- [What is expected]
List each line of the data in which the string "styles" appears.

::: Dataset

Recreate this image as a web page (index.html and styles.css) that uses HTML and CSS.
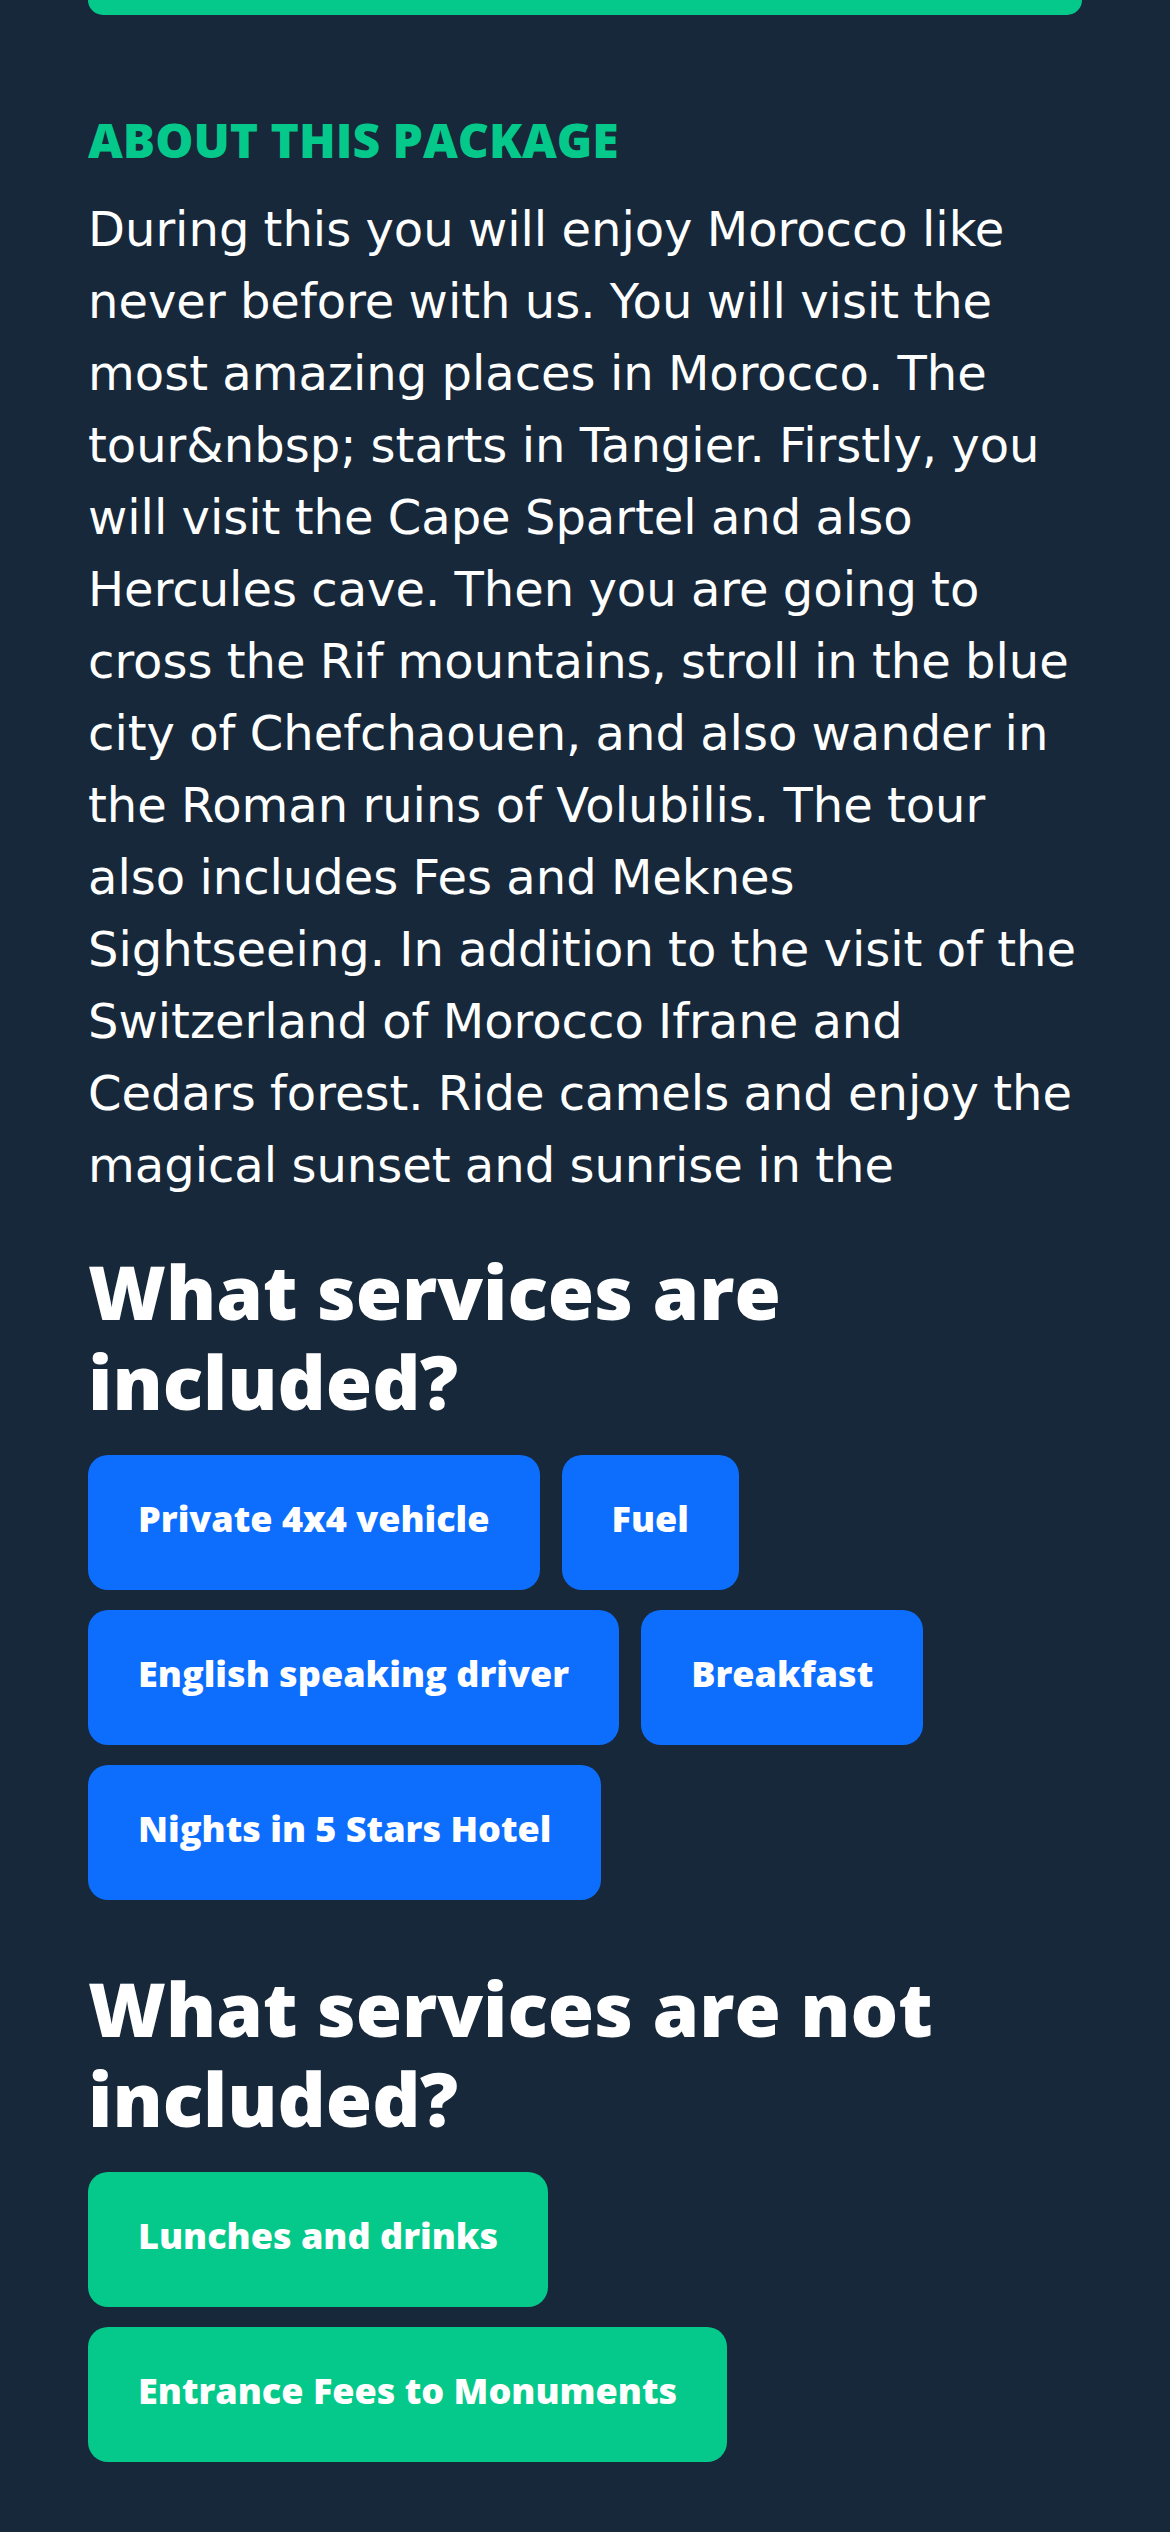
FILE: index.html
```html
<!DOCTYPE html>
<html lang="en">
<head>
<meta charset="utf-8">
<title>About this package</title>
<link rel="stylesheet" href="styles.css">
</head>
<body>
<main class="page">
  <div class="book-bar"></div>

  <section class="about">
    <h2 class="eyebrow">ABOUT THIS PACKAGE</h2>
    <p class="about-text">During this you will enjoy Morocco like never before with us. You will visit the most amazing places in Morocco. The tour&amp;nbsp; starts in Tangier. Firstly, you will visit the Cape Spartel and also Hercules cave. Then you are going to cross the Rif mountains, stroll in the blue city of Chefchaouen, and also wander in the Roman ruins of Volubilis. The tour also includes Fes and Meknes Sightseeing. In addition to the visit of the Switzerland of Morocco Ifrane and Cedars forest. Ride camels and enjoy the magical sunset and sunrise in the</p>
  </section>

  <section class="services">
    <h3 class="services-title">What services are included?</h3>
    <ul class="tags">
      <li class="tag tag-blue">Private 4x4 vehicle</li>
      <li class="tag tag-blue">Fuel</li>
      <li class="tag tag-blue">English speaking driver</li>
      <li class="tag tag-blue">Breakfast</li>
      <li class="tag tag-blue">Nights in 5 Stars Hotel</li>
    </ul>
  </section>

  <section class="services services-not">
    <h3 class="services-title">What services are not included?</h3>
    <ul class="tags">
      <li class="tag tag-green">Lunches and drinks</li>
      <li class="tag tag-green">Entrance Fees to Monuments</li>
    </ul>
  </section>
</main>
</body>
</html>
```
FILE: styles.css
```css
* { box-sizing: border-box; }

html, body {
  margin: 0;
  padding: 0;
  background: #16283a;
}

body {
  min-height: 2532px;
  color: #ffffff;
  font-family: "DejaVu Sans", "Open Sans", sans-serif;
}

.page {
  padding: 0 88px 60px;
}

.book-bar {
  height: 15px;
  background: #05c98a;
  border-radius: 0 0 18px 18px;
}

.about {
  padding-top: 89px;
}

.eyebrow {
  margin: 0 0 17px;
  font-family: "Open Sans", sans-serif;
  font-weight: 800;
  font-size: 48px;
  line-height: 72px;
  color: #05c98a;
}

.about-text {
  margin: 0;
  font-size: 48px;
  line-height: 72px;
  font-weight: 400;
  word-spacing: -1px;
  color: #ffffff;
}

.services {
  padding-top: 45px;
}

.services-not {
  padding-top: 63px;
}

.services-title {
  margin: 0 0 29px;
  font-family: "Open Sans", sans-serif;
  font-weight: 800;
  font-size: 75px;
  line-height: 90px;
  color: #ffffff;
}

.tags {
  list-style: none;
  margin: 0;
  padding: 0;
  display: flex;
  flex-wrap: wrap;
  align-items: flex-start;
  gap: 20px 22px;
}

.services-not .tags {
  flex-direction: column;
}

.tag {
  height: 135px;
  padding: 37px 50px 44px;
  border-radius: 20px;
  font-family: "Open Sans", sans-serif;
  font-weight: 800;
  font-size: 36px;
  line-height: 54px;
  color: #ffffff;
  white-space: nowrap;
}

.tag-blue { background: #0d6efd; }
.tag-green { background: #05c98a; }
```
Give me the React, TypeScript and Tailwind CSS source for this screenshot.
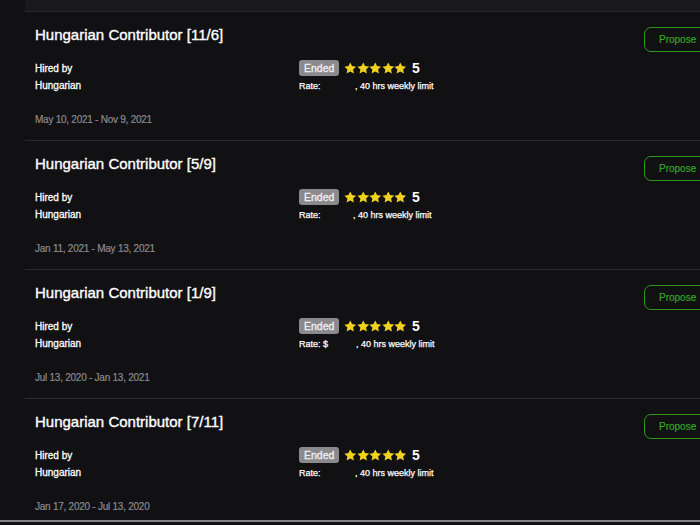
type Contract = {
    title: string
    rate: string
    gap: number
    dates: string
}

const contracts: Contract[] = [
    { title: 'Hungarian Contributor [11/6]', rate: '', gap: 32, dates: 'May 10, 2021 - Nov 9, 2021' },
    { title: 'Hungarian Contributor [5/9]', rate: '', gap: 30, dates: 'Jan 11, 2021 - May 13, 2021' },
    { title: 'Hungarian Contributor [1/9]', rate: '$', gap: 28, dates: 'Jul 13, 2020 - Jan 13, 2021' },
    { title: 'Hungarian Contributor [7/11]', rate: '', gap: 32, dates: 'Jan 17, 2020 - Jul 13, 2020' }
]

function Star() {
    return (
        <svg viewBox="0 0 24 24" className="h-[12.5px] w-[12.5px]">
            <path
                d="M12 .8l3.4 7.1 7.8 1-5.7 5.4 1.5 7.8L12 18.3l-7 3.8 1.5-7.8L.8 8.9l7.8-1z"
                fill="#efd11f"
            />
        </svg>
    )
}

function ContractRow({ c, last }: { c: Contract; last?: boolean }) {
    return (
        <div
            className={`flex justify-between pl-[10px] pt-[13px] ${
                last ? 'h-[121px]' : 'h-[129px] border-b border-[#2b2a2e]'
            }`}
        >
            <div className="flex flex-col">
                <h2 className="text-[15px] leading-5 text-white [-webkit-text-stroke:0.35px_#fff]">{c.title}</h2>

                <div className="mt-[15px] flex">
                    {/* left info */}
                    <div className="flex w-[264px] flex-col text-[10px] leading-[17px] text-white [-webkit-text-stroke:0.3px_#fff]">
                        <span>Hired by</span>
                        <span>Hungarian</span>
                    </div>

                    {/* status + rating */}
                    <div className="flex flex-col">
                        <div className="flex items-center">
                            <span className="rounded-[3px] bg-[#8a898c] px-[5px] text-[10.5px] leading-4 text-[#f0f0f0] [-webkit-text-stroke:0.3px_#f0f0f0]">
                                Ended
                            </span>
                            <div className="ml-[5px] flex">
                                <Star />
                                <Star />
                                <Star />
                                <Star />
                                <Star />
                            </div>
                            <span className="ml-[5px] text-[14px] font-bold leading-4 text-white">5</span>
                        </div>
                        <div className="mt-[4px] text-[9px] leading-3 text-white [-webkit-text-stroke:0.25px_#fff]">
                            Rate: {c.rate}
                            <span className="inline-block" style={{ width: c.gap }} />, 40 hrs weekly limit
                        </div>
                    </div>
                </div>

                <div className="mt-[18px] text-[10px] leading-4 tracking-[-0.25px] text-[#8b8a8f] [-webkit-text-stroke:0.2px_#8b8a8f]">
                    {c.dates}
                </div>
            </div>

            <button className="mr-[-30px] mt-[2px] h-[25px] w-[86px] self-start rounded-[7px] border-[1.5px] border-[#2c981c] pl-[14px] text-left text-[10px] text-[#36a524] [-webkit-text-stroke:0.2px_#36a524]">
                Propose
            </button>
        </div>
    )
}

export default function App() {
    return (
        <div
            className="h-[525px] w-[700px] overflow-hidden bg-[#111013]"
            style={{ fontFamily: '"Liberation Sans", Arial, sans-serif' }}
        >
            <div className="ml-[25px]">
                <div className="h-[12px] border-b border-[#2b2a2e] bg-[#19181b]" />
                {contracts.map((c, i) => (
                    <ContractRow key={c.title} c={c} last={i === contracts.length - 1} />
                ))}
            </div>
            <div className="h-[2px] bg-[#858487]" />
        </div>
    )
}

::::::

- [Final result]
Recreate this image as a web page (index.html and styles.css) that uses HTML and CSS.
<link rel="stylesheet" href="styles.css">
FILE: styles.css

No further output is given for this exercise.